Section 15. Director Attendance. All members of the Board of Directors shall attend at least 75 percent of the meetings of the Board of Directors and Committees of which a director is a member, unless extenuating circumstances are deemed by the remaining directors as just cause for absences from attendance, in which event such absences shall not be counted in calculating the attendance requirement. Should a director attend less than 75 percent of the meetings of the Board of Directors during any given year, the Board of Directors may withhold future nominations of that person, may change the status of that person to director emeritus (if the person otherwise qualifies), may withhold retainers or fees due to such directors or may take any other action deemed by the Board of Directors as necessary or advisable.

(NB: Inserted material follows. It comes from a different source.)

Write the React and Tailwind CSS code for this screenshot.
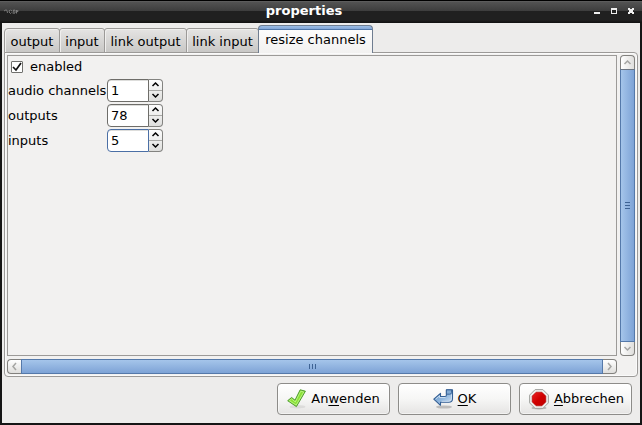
const tabs = [
  { label: 'output', size: 'w-[56px]' },
  { label: 'input', size: 'w-[46px]' },
  { label: 'link output', size: 'w-[83px]' },
  { label: 'link input', size: 'w-[73px]' },
];

function Chevron({ dir, className = 'text-[#a5a5a3]' }) {
  const paths = {
    up: 'M1.5 6 L4.5 3 L7.5 6',
    down: 'M1.5 3 L4.5 6 L7.5 3',
    left: 'M6 1 L3 4.5 L6 8',
    right: 'M3 1 L6 4.5 L3 8',
  };
  return (
    <svg viewBox="0 0 9 9" className={`h-[9px] w-[9px] ${className}`} fill="none" stroke="currentColor" strokeWidth="1.5">
      <path d={paths[dir]} />
    </svg>
  );
}

function TitleBar() {
  return (
    <header className="flex h-[23px] shrink-0 items-center border-t border-black bg-[linear-gradient(#666_0px,#535353_1px,#3d3d3d_10px,#202020_10px,#202020_19px,#101010_22px)] text-white">
      <div className="w-[60px] pl-1">
        <svg width="15" height="6" viewBox="0 0 15 6" fill="none" stroke="#858585" strokeWidth="0.9" className="-mt-px">
          <path d="M0 2 L2 .8 L3 1.5 L3.5 4 M5.5 1 L5 3 L6.5 4.5 L7.5 3.5 M6.5 1 L8 2 M9 4.5 L9.5 1 L11 1.2 L11 4 L9.5 4.5 M12.5 1 V4.5 M12.5 1.5 L14.3 2 L12.5 3.3" />
        </svg>
      </div>
      <h1 className="flex-1 pr-[8px] pb-[3px] text-center text-[13px] leading-[18px] font-bold">properties</h1>
      <svg width="86" height="22" viewBox="0 0 86 22" className="shrink-0" shapeRendering="crispEdges">
        <path fill="#eee" d="M38 11h6v2h-6zM55 7h6v6h-6zM72 7h2v1h2v-1h2v2h-1v2h1v2h-2v-1h-2v1h-2v-2h1v-2h-1z" />
        <path fill="#242424" d="M56 9h4v3h-4z" />
      </svg>
    </header>
  );
}

function Tabs() {
  return (
    <nav className="-mb-px flex h-[28px] items-end text-[13px]">
      {tabs.map((t, i) => (
        <div
          key={t.label}
          className={`${t.size} ${i ? '-ml-px' : 'rounded-tl-[4px]'} flex h-[25px] shrink-0 items-center justify-center rounded-t-[3px] border border-[#9c9a98] bg-linear-to-b from-[#e5e4e3] to-[#c9c8c6] pt-[2px] whitespace-nowrap shadow-[inset_1px_1px_0_#f0efee]`}
        >
          {t.label}
        </div>
      ))}
      <div className="relative -ml-px flex h-[28px] w-[115px] shrink-0 justify-center rounded-t-[4px] border-x border-t border-[#6f7d90] bg-[linear-gradient(#9cbde4_0px,#82a6d6_3px,#4f76a8_3px,#4f76a8_4px,#fcfcfc_4px,#f2f1f0_27px)] pt-[5px] leading-[18px] whitespace-nowrap">
        resize channels
      </div>
    </nav>
  );
}

function Spin({ label, value, focused }) {
  const edge = focused ? 'border-[#4b6fa5]' : 'border-[#6e6d69]';
  return (
    <div className="flex h-[25px] items-start">
      <label className="w-[99px] pt-[3px] text-[13px] leading-[18px] whitespace-nowrap">{label}</label>
      <div className={`flex h-[23px] w-[42px] items-center rounded-l-[4px] border ${edge} bg-white pl-[3px] text-[13px] shadow-[inset_0_1px_0_#dddddb]`}>
        {value}
      </div>
      <div className="flex h-[23px] w-[14px] flex-col items-center rounded-r-[4px] border border-l-0 border-[#838380] bg-linear-to-b from-[#fdfdfd] to-[#dfdfdd]">
        <div className="flex h-[11px] w-full items-start justify-center border-b border-[#a9a9a6]">
          <Chevron dir="up" className="text-black" />
        </div>
        <div className="flex h-[10px] items-start">
          <Chevron dir="down" className="text-black" />
        </div>
      </div>
    </div>
  );
}

function VerticalScroll() {
  return (
    <div className="flex h-[301px] w-[15px] flex-col">
      <div className="flex h-[14px] items-center justify-center rounded-t-[4px] border border-b-0 border-[#82817e] bg-linear-to-r from-white to-[#dfdedc]"><Chevron dir="up" /></div>
      <div className="flex flex-1 flex-col items-center justify-center gap-[2px] border border-[#5579aa] border-t-[#6b7481] bg-linear-to-r from-[#a5c5ea] to-[#7ea3d6]">
        <i className="h-px w-[5px] bg-[#3e6394]" />
        <i className="h-px w-[5px] bg-[#3e6394]" />
        <i className="h-px w-[5px] bg-[#3e6394]" />
      </div>
      <div className="flex h-[14px] items-center justify-center rounded-b-[4px] border border-t-0 border-[#82817e] bg-linear-to-r from-white to-[#dfdedc]"><Chevron dir="down" /></div>
    </div>
  );
}

function HorizontalScroll() {
  return (
    <div className="mt-[3px] flex h-[15px] w-[610px]">
      <div className="flex w-[14px] items-center justify-center rounded-l-[4px] border border-r-0 border-[#82817e] bg-linear-to-b from-white to-[#dfdedc]"><Chevron dir="left" /></div>
      <div className="flex flex-1 items-center justify-center gap-[2px] border border-[#5579aa] bg-linear-to-b from-[#a5c5ea] to-[#7ea3d6]">
        <i className="h-[5px] w-px bg-[#3e6394]" />
        <i className="h-[5px] w-px bg-[#3e6394]" />
        <i className="h-[5px] w-px bg-[#3e6394]" />
      </div>
      <div className="flex w-[14px] items-center justify-center rounded-r-[4px] border border-l-0 border-[#82817e] bg-linear-to-b from-white to-[#dfdedc]"><Chevron dir="right" /></div>
    </div>
  );
}

function ApplyIcon() {
  return (
    <svg width="20" height="20" viewBox="0 0 20 20">
      <ellipse cx="10.5" cy="17.8" rx="8" ry="1.7" fill="#000" opacity=".07" />
      <path d="M.7 11.7 L4.6 8.5 L8 11.2 L13.2 .8 L18.4 2.2 L9.4 17.6 Z" fill="#8ae234" stroke="#4e9a32" strokeWidth="1" strokeLinejoin="round" />
      <path d="M2.4 11.7 L4.6 9.9 L8.3 13 L13.8 2.2 L16.7 3 L9.2 16 Z" fill="none" stroke="#c4f596" strokeWidth=".8" />
    </svg>
  );
}

function OkIcon() {
  return (
    <svg width="21" height="20" viewBox="0 0 21 20">
      <defs>
        <linearGradient id="arrow" x1="0" y1="0" x2="1" y2="1">
          <stop offset="0" stopColor="#5f93c8" />
          <stop offset=".55" stopColor="#94b9df" />
          <stop offset="1" stopColor="#dbe8f5" />
        </linearGradient>
      </defs>
      <ellipse cx="11" cy="18" rx="8" ry="1.6" fill="#000" opacity=".2" />
      <path d="M.8 10.2 L7.5 4.3 V7.5 H12 Q13.4 7.5 13.4 6.3 V.9 H19.5 V9.5 Q19.5 13.3 15.8 13.3 H7.5 V16.3 Z" fill="url(#arrow)" stroke="#345f94" strokeWidth="1.1" strokeLinejoin="round" />
      <path d="M13.4 .9 H18.6 V3.6 Q18.4 5.2 16.7 5.2 H13.4 Z" fill="#82aad3" stroke="#345f94" strokeWidth=".9" />
      <path d="M2.6 10.2 L6.5 6.7 V8.5 H12.5 M8.5 12.3 H15.6 Q18.5 12.2 18.5 9.2 V5.5" fill="none" stroke="#d5e5f4" strokeWidth=".8" />
    </svg>
  );
}

function CancelIcon() {
  return (
    <svg width="20" height="21" viewBox="0 0 20 21">
      <defs>
        <linearGradient id="stop" x1="0" y1="0" x2="1" y2="1">
          <stop offset="0" stopColor="#ec2424" />
          <stop offset=".5" stopColor="#d00000" />
          <stop offset="1" stopColor="#c00000" />
        </linearGradient>
      </defs>
      <ellipse cx="10" cy="18.9" rx="7.5" ry="1.7" fill="#000" opacity=".22" />
      <path d="M6.1 .6 H13.9 L19.4 6.1 V13.9 L13.9 19.4 H6.1 L.6 13.9 V6.1 Z" fill="#eeeeec" stroke="#a0a29e" strokeWidth="1" />
      <path d="M7.1 3.2 H12.9 L16.8 7.1 V12.9 L12.9 16.8 H7.1 L3.2 12.9 V7.1 Z" fill="url(#stop)" stroke="#b00000" strokeWidth=".6" />
    </svg>
  );
}

function Button({ icon, children, spacing = 'gap-[4px]' }) {
  return (
    <button className={`flex h-[32px] w-[113px] items-center justify-center ${spacing} rounded-[4px] border border-[#8d8c89] bg-linear-to-b from-white via-[#f6f6f5] to-[#e5e4e3] text-[13px] whitespace-nowrap shadow-[inset_0_0_0_1px_#ffffff80]`}>
      {icon}
      <span>{children}</span>
    </button>
  );
}

function Key({ children }) {
  return <span className="underline decoration-1 underline-offset-2">{children}</span>;
}

export default function App() {
  return (
    <div className="flex h-[425px] w-[642px] flex-col overflow-hidden bg-[#151515] font-['DejaVu_Sans',sans-serif] text-black">
      <TitleBar />
      <main className="mr-[4px] ml-[2px] h-[400px] w-[638px] bg-[#edeceb] pt-[2px] pl-[2px]">
        <Tabs />
        <section className="h-[325px] w-[634px] rounded-r-[4px] rounded-bl-[4px] border border-[#9c9a98] bg-[#f2f1f0] pt-[2px] pl-[2px] shadow-[inset_0_0_0_1px_#fafafa]">
          <div className="flex gap-[3px]">
            <div className="h-[301px] w-[610px] border border-[#9c9a98] bg-[#f2f1f0]">
              <div className="mb-px flex h-[22px] items-center gap-[7px] pl-[3px] text-[13px]">
                <span className="flex h-[12px] w-[12px] items-center justify-center rounded-[1px] border border-[#70706d] bg-white">
                  <svg width="10" height="10" viewBox="0 0 10 10" fill="none" stroke="#111" strokeWidth="1.7"><path d="M1 5 L4 8 L9 1" /></svg>
                </span>
                <span className="leading-[20px]">enabled</span>
              </div>
              <Spin label="audio channels" value="1" />
              <Spin label="outputs" value="78" />
              <Spin label="inputs" value="5" focused />
            </div>
            <VerticalScroll />
          </div>
          <HorizontalScroll />
        </section>
        <footer className="mt-[6px] flex justify-end gap-[8px] pr-[8px]">
          <Button icon={<ApplyIcon />}>An<Key>w</Key>enden</Button>
          <Button icon={<OkIcon />}><Key>O</Key>K</Button>
          <Button icon={<CancelIcon />} spacing="gap-[5px] pl-[2px]"><Key>A</Key>bbrechen</Button>
        </footer>
      </main>
    </div>
  );
}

Section 16. Director Emeritus. Upon reaching age 75, a director shall no longer be eligible to serve as director but may be appointed to an Emeritus status. A Director Emeritus is not a voting member of the Board of Directors and does not have duties, responsibilities or the powers of an active director. Directors Emeriti are not counted as members of the Board of Directors for purposes of determining a quorum. Directors Emeriti may, with the consent of the Board, enjoy the contacts and privileges of being closely associated with the Board of Directors, sitting in on all deliberations and being given the opportunity to voice their opinion, all without having any obligation to attend any meetings and without having any obligations of assuming any responsibility for the actions of the Board. Directors Emeriti may receive an annual compensation with said amount to be determined, on an individual basis, by the Board, based upon the Director Emeritus’ contribution to the bank. In the event that a director of the Corporation has served for 15 years as such but has not attained the age of 75, such director may, upon application to the Board of Directors, voluntarily move to emeritus status. This section of the Bylaws will not apply as mandatory for any members of the Board of Directors as of the date of adoption of this section, or December 15, 2005.

These amendments to the Company’s Bylaws were adopted by the Board of Directors on December 15, 2005, and became effective upon acknowledgment by the West Virginia Division of Banking on December 16, 2005.